─── SUPPLIED DATA ───
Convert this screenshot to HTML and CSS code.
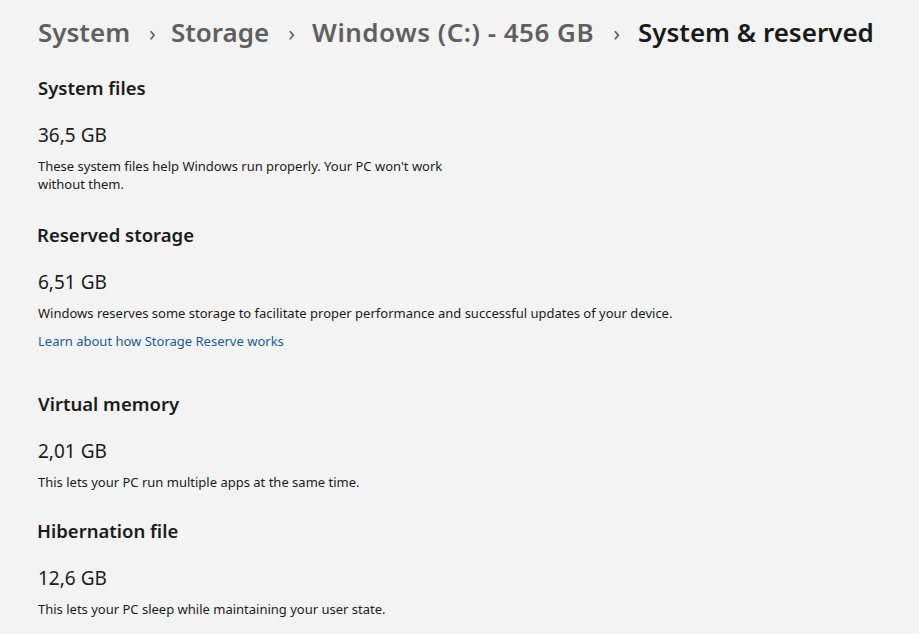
FILE: index.html
```html
<!DOCTYPE html>
<html lang="en">
<head>
  <meta charset="UTF-8">
  <title>System &amp; reserved</title>
  <link rel="stylesheet" href="styles.css">
</head>
<body>
  <!-- 路徑導覽 -->
  <nav class="breadcrumb">
    <span class="crumb">System</span>
    <span class="chevron">&#8250;</span>
    <span class="crumb">Storage</span>
    <span class="chevron">&#8250;</span>
    <span class="crumb wide">Windows (C:) - 456 GB</span>
    <span class="chevron">&#8250;</span>
    <span class="crumb current">System &amp; reserved</span>
  </nav>

  <section class="group first">
    <h2>System files</h2>
    <div class="size">36,5 GB</div>
    <p class="desc narrow">These system files help Windows run properly. Your PC won't work without them.</p>
  </section>

  <section class="group reserved">
    <h2>Reserved storage</h2>
    <div class="size">6,51 GB</div>
    <p class="desc">Windows reserves some storage to facilitate proper performance and successful updates of your device.</p>
    <a class="link" href="#">Learn about how Storage Reserve works</a>
  </section>

  <section class="group">
    <h2>Virtual memory</h2>
    <div class="size">2,01 GB</div>
    <p class="desc">This lets your PC run multiple apps at the same time.</p>
  </section>

  <section class="group last">
    <h2>Hibernation file</h2>
    <div class="size">12,6 GB</div>
    <p class="desc">This lets your PC sleep while maintaining your user state.</p>
  </section>
</body>
</html>
```

FILE: styles.css
```css
body {
  margin: 0;
  padding: 12px 38px 0;
  background: #f3f3f3;
  color: #1b1b1b;
  font-family: "Noto Sans", "Open Sans", sans-serif;
  overflow: hidden;
}
.breadcrumb {
  display: flex;
  align-items: center;
  height: 40px;
  font-size: 26px;
  font-weight: 600;
  color: #5f5f5f;
  white-space: nowrap;
}
.chevron {
  font-size: 22px;
  margin: 0 15px 0 19px;
  font-weight: 400;
}
.crumb.wide {
  letter-spacing: 0.5px;
  margin-left: 2px;
}
.crumb.current {
  color: #1a1a1a;
  margin-left: 3px;
}
.group {
  margin-top: 30px;
}
.group.first {
  margin-top: 24px;
}
.group.last {
  margin-top: 28px;
}
.group h2 {
  margin: 0;
  font-size: 18.5px;
  font-weight: 600;
  line-height: 24px;
}
.size {
  margin-top: 23px;
  font-size: 19px;
  line-height: 24px;
}
.desc {
  margin: 10px 0 0;
  font-size: 13px;
  line-height: 18px;
}
.desc.narrow {
  max-width: 430px;
}
.reserved {
  padding-bottom: 12px;
}
.reserved h2,
.last h2 {
  margin-left: -1px;
}
.link {
  display: block;
  margin-top: 10px;
  color: #1a5a9a;
  font-size: 13px;
  line-height: 18px;
  text-decoration: none;
}
```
───
◆ **WORK INSTRUCTIONS**: Every line of the data above should be quoted exactly. Omit the pictures.

◆ **SOLUTION BELOW**:
Convert this screenshot to HTML and CSS code.
FILE: index.html
```html
<!DOCTYPE html>
<html lang="en">
<head>
  <meta charset="UTF-8">
  <title>System &amp; reserved</title>
  <link rel="stylesheet" href="styles.css">
</head>
<body>
  <!-- 路徑導覽 -->
  <nav class="breadcrumb">
    <span class="crumb">System</span>
    <span class="chevron">&#8250;</span>
    <span class="crumb">Storage</span>
    <span class="chevron">&#8250;</span>
    <span class="crumb wide">Windows (C:) - 456 GB</span>
    <span class="chevron">&#8250;</span>
    <span class="crumb current">System &amp; reserved</span>
  </nav>

  <section class="group first">
    <h2>System files</h2>
    <div class="size">36,5 GB</div>
    <p class="desc narrow">These system files help Windows run properly. Your PC won't work without them.</p>
  </section>

  <section class="group reserved">
    <h2>Reserved storage</h2>
    <div class="size">6,51 GB</div>
    <p class="desc">Windows reserves some storage to facilitate proper performance and successful updates of your device.</p>
    <a class="link" href="#">Learn about how Storage Reserve works</a>
  </section>

  <section class="group">
    <h2>Virtual memory</h2>
    <div class="size">2,01 GB</div>
    <p class="desc">This lets your PC run multiple apps at the same time.</p>
  </section>

  <section class="group last">
    <h2>Hibernation file</h2>
    <div class="size">12,6 GB</div>
    <p class="desc">This lets your PC sleep while maintaining your user state.</p>
  </section>
</body>
</html>
```

FILE: styles.css
```css
body {
  margin: 0;
  padding: 12px 38px 0;
  background: #f3f3f3;
  color: #1b1b1b;
  font-family: "Noto Sans", "Open Sans", sans-serif;
  overflow: hidden;
}
.breadcrumb {
  display: flex;
  align-items: center;
  height: 40px;
  font-size: 26px;
  font-weight: 600;
  color: #5f5f5f;
  white-space: nowrap;
}
.chevron {
  font-size: 22px;
  margin: 0 15px 0 19px;
  font-weight: 400;
}
.crumb.wide {
  letter-spacing: 0.5px;
  margin-left: 2px;
}
.crumb.current {
  color: #1a1a1a;
  margin-left: 3px;
}
.group {
  margin-top: 30px;
}
.group.first {
  margin-top: 24px;
}
.group.last {
  margin-top: 28px;
}
.group h2 {
  margin: 0;
  font-size: 18.5px;
  font-weight: 600;
  line-height: 24px;
}
.size {
  margin-top: 23px;
  font-size: 19px;
  line-height: 24px;
}
.desc {
  margin: 10px 0 0;
  font-size: 13px;
  line-height: 18px;
}
.desc.narrow {
  max-width: 430px;
}
.reserved {
  padding-bottom: 12px;
}
.reserved h2,
.last h2 {
  margin-left: -1px;
}
.link {
  display: block;
  margin-top: 10px;
  color: #1a5a9a;
  font-size: 13px;
  line-height: 18px;
  text-decoration: none;
}
```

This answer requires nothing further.